Despite its nauseating epithet, Puking is an upchuck of the polychromatic; a bright interlude awash with plashes of fluttering arpeggios and ascending yowls. It's clunky, and sounds like a ham-fisted re-basting of, again, fellow Bristolians Fuck Buttons yet in breaking with the uniformly dank and direful effects featured elsewhere, it illuminates both Loveridge's diverse arsenal – that with which he hacks at his masterfully honed niche; a niche homing only he – and the necessity to throw spanners in such nonconformist works, however well they may otherwise already work. For this is an outstandingly cohesive piece.

And the gabba-flecked Qiyamat for Onion Knights in a way amalgamates this more vibrant feel with the more monochromatic, if in no way monotonous drones, bleeps, and electronic bits to have preceded it. Distant pianos waltz beyond impenetrable wails to conjure an again uncanny effect of the in-between. Neither extra- nor terrestrial, as it fades away into a post-rock pulsation it comes out as nothing other than extra special. Hectocotylus maintains a steadfast post-rock groove, even incorporating the atonal vocoders of Hardcore Will Never Die, But You Will but with its pace almost static and its wayward melody meandering, it's the LP's one sole low.
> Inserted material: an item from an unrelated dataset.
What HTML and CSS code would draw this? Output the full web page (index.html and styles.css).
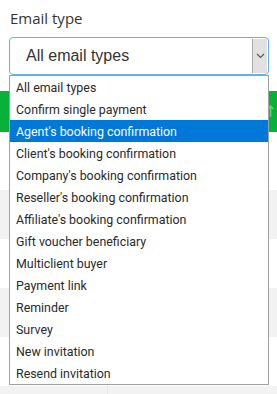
FILE: index.html
```html
<!DOCTYPE html>
<html>
<head>
<meta charset="utf-8">
<link rel="stylesheet" href="styles.css">
</head>
<body>
<div class="page">
  <div class="form-group">
    <label class="label">Email type</label>
    <div class="select">
      <span class="select-value">All email types</span>
      <span class="select-btn">
        <svg width="9" height="6" viewBox="0 0 9 6"><path d="M1 1 L4.5 4.5 L8 1" fill="none" stroke="#555" stroke-width="1.1"/></svg>
      </span>
    </div>
  </div>
  <div class="table">
    <div class="thead">
      <div class="th th-first"></div>
      <div class="th th-rest">
        <svg class="sort" width="7" height="13" viewBox="0 0 7 13"><path d="M3.5 1 V12 M0.8 4 L3.5 1 L6.2 4" fill="none" stroke="#5ed27a" stroke-width="1.6"/></svg>
      </div>
    </div>
    <div class="tr tr-first"><div class="td td-first"></div><div class="td"></div></div>
    <div class="tr odd"><div class="td td-first"></div><div class="td"></div></div>
    <div class="tr"><div class="td td-first"></div><div class="td"></div></div>
    <div class="tr odd"><div class="td td-first"></div><div class="td"></div></div>
    <div class="tr"><div class="td td-first"></div><div class="td"></div></div>
    <div class="tr odd"><div class="td td-first"></div><div class="td"></div></div>
  </div>
  <ul class="dropdown">
    <li>All email types</li>
    <li>Confirm single payment</li>
    <li class="active">Agent's booking confirmation</li>
    <li>Client's booking confirmation</li>
    <li>Company's booking confirmation</li>
    <li>Reseller's booking confirmation</li>
    <li>Affiliate's booking confirmation</li>
    <li>Gift voucher beneficiary</li>
    <li>Multiclient buyer</li>
    <li>Payment link</li>
    <li>Reminder</li>
    <li>Survey</li>
    <li>New invitation</li>
    <li>Resend invitation</li>
  </ul>
</div>
</body>
</html>
```
FILE: styles.css
```css
html, body {
  margin: 0;
  padding: 0;
  background: #fff;
}
.page {
  position: relative;
  width: 277px;
  height: 394px;
  overflow: hidden;
}
.form-group {
  padding: 7px 9px 0 9px;
  display: flex;
  flex-direction: column;
}
.label {
  font-family: "Open Sans", sans-serif;
  font-size: 15px;
  line-height: 22px;
  color: #333;
  padding-left: 1px;
  margin-bottom: 8px;
}
.select {
  box-sizing: border-box;
  height: 38px;
  width: 260px;
  border: 1px solid #66afe9;
  border-radius: 4px;
  display: flex;
  align-items: stretch;
  justify-content: space-between;
  background: #fff;
}
.select-value {
  font-family: "Liberation Sans", Arial, sans-serif;
  font-size: 16px;
  color: #333;
  padding-left: 16px;
  display: flex;
  align-items: center;
}
.select-btn {
  width: 14px;
  margin: 1px 1px 1px 0;
  background: #e1e1e1;
  border-left: 1px solid #a6a6a6;
  display: flex;
  align-items: center;
  justify-content: center;
}
.table {
  margin-top: 16px;
  display: flex;
  flex-direction: column;
}
.thead {
  height: 41px;
  background: #07b23a;
  display: flex;
}
.th-first {
  width: 108px;
}
.th-rest {
  flex: 1;
  display: flex;
  justify-content: flex-end;
  align-items: flex-end;
  padding: 0 3px 14px 0;
}
.tr {
  height: 49px;
  display: flex;
  background: #fff;
}
.tr-first {
  height: 58px;
}
.tr.odd {
  background: #f2f2f2;
}
.td {
  flex: 1;
}
.td-first {
  flex: 0 0 108px;
  border-right: 1px solid #e6e6e6;
  box-sizing: border-box;
}
.dropdown {
  position: absolute;
  left: 9px;
  top: 75px;
  width: 258px;
  margin: 0;
  padding: 0;
  list-style: none;
  background: #fff;
  border: 1px solid #a0a0a0;
}
.dropdown li {
  height: 22px;
  line-height: 23px;
  padding-left: 6px;
  font-family: Roboto, sans-serif;
  font-size: 12.4px;
  color: #2a2a2a;
  white-space: nowrap;
}
.dropdown li.active {
  background: #0078d7;
  color: #fff;
}
```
Yet as its running time ages on, as with much of Doki Doki Run, Loveridge shifts the thing in pitch and tempo to jarringly accelerate on into a jittering second half. A piece of two halves heard with two ears and requiring of at least two minds to fully comprehend, it is musical juxtaposition employed to a most devastating effect with lull gradually overcome by a barrage of broody synthetics. In Water is distilled down into a neat and cataclysmic fare thee well-cum-fuck off, leaving a piercing ring in each ear and a contusion upon the mind as it squirms free of 44 minutes of great brutalisation. Dip your Beak> in Doki Doki Run, I implore you.